Meditation teacher Noel O'Neill (left) and Dr Donn Brennan from Maharishi Ayurveda

Meditation teacher Noel O'Neill (left) and Dr Donn Brennan from Maharishi Ayurveda

Meditation teacher Noel O'Neill (left) and Dr Donn Brennan from Maharishi Ayurveda

As we know (though Truman Capote had to remind us) life is a moderately good play with a badly written third act.

These last few years, the third act has been more badly written than ever for most of us - for reasons that are far too obvious to go into but tend to involve money problems, sizable amounts of debt, water charges, taxes coming out our ears. . . along with large dollops of stress and worry.

There's a great proverb that goes something like - fear less, hope more; eat less, chew more; whine less, breathe more; talk less, say more; love more, and all good things will be yours.

This is all well and good if we lived in an ideal world where you could just snap your fingers, Zen-like, and become Wilde's maxim of "be yourself, everyone else is already taken", but sometimes you need a little help getting there. As Bono sang, sometimes you can't make it on your own.

I've been practising Transcendental Meditation, or TM, for a good few years now. Yes, before I tried it I, like you, feared it might be a load of post-hippy gobbledegook for new age crackpots.

I don't know if this will put you off or encourage you but Russell Brand dubbed it "a shower for your brain." He also said TM kept him sober. (As any of you who saw LIFE Magazine last Sunday will perhaps know, I personally don't see any difficulty in having the occasional drink. So yes, you can drink and do TM. )

I was lucky enough to have lunch a few years ago with one of my favourite film directors, David Lynch. He told me how TM gives the user "effortless access to unlimited reserves of energy, creativity, and happiness deep within." I was going to ask him for the winning Lotto numbers, too, but his point is essentially correct: TM, like any other mediation practised daily, will make you happier and more creative on a more real level.

It did awaken something in me.
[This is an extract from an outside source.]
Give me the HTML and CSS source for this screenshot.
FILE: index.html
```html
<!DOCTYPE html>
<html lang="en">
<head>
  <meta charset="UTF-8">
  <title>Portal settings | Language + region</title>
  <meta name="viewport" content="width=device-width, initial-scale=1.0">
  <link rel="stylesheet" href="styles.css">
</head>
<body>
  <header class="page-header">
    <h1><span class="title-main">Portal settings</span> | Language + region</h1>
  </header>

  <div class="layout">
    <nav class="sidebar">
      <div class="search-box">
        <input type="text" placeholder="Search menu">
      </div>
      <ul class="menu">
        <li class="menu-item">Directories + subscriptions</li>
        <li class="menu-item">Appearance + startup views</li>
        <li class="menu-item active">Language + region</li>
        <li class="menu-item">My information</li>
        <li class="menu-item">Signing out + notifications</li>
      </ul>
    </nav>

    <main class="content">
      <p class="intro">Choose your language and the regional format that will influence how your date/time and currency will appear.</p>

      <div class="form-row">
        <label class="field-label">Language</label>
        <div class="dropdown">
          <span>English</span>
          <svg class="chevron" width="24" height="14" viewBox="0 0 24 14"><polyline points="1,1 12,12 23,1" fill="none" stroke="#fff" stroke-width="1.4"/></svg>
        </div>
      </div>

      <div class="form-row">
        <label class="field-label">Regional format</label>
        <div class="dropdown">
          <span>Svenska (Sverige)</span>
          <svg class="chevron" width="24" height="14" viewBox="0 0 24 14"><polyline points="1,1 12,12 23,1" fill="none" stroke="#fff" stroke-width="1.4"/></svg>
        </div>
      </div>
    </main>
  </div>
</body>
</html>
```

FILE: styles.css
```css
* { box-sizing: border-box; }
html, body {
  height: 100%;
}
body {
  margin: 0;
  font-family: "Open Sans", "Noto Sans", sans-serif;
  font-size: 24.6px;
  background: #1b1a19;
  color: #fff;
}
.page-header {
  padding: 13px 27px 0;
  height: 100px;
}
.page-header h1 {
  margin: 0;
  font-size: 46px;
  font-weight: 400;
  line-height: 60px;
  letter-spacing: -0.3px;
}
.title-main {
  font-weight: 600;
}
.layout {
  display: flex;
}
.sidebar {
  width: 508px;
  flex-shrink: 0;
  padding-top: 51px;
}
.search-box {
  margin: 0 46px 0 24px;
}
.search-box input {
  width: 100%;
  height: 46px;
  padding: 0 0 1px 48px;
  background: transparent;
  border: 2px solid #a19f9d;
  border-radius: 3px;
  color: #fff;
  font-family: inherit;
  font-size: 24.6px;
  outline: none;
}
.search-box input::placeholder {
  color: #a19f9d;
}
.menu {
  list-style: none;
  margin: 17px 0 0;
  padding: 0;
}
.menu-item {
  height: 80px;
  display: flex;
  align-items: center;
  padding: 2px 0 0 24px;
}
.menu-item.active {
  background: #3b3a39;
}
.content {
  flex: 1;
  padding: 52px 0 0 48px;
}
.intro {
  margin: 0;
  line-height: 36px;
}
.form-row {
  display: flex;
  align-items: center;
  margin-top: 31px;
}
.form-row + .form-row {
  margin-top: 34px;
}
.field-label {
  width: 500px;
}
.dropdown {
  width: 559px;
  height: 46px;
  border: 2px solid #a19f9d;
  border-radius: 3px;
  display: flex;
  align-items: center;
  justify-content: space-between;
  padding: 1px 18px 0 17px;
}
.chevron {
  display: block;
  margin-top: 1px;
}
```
It certainly gives you the tools to see and feel more positivity in life. It is then up to you whether you want to use the tools.

OK, I can't yogic fly - yet! - around the Sunday Independent offices. And I'm not saying I walk around in a peace-and-love bubble like The Beatles after they came back from India and that I'm never an impossibly grumpy ginger gobshite, but I am definitely saying that TM works for me.

For this, I have to thank Noel O'Neill and Dr Donn Brennan, both of whom have helped me understand how Maharishi's Ayurvedic approach to living, to life, is worth investigating.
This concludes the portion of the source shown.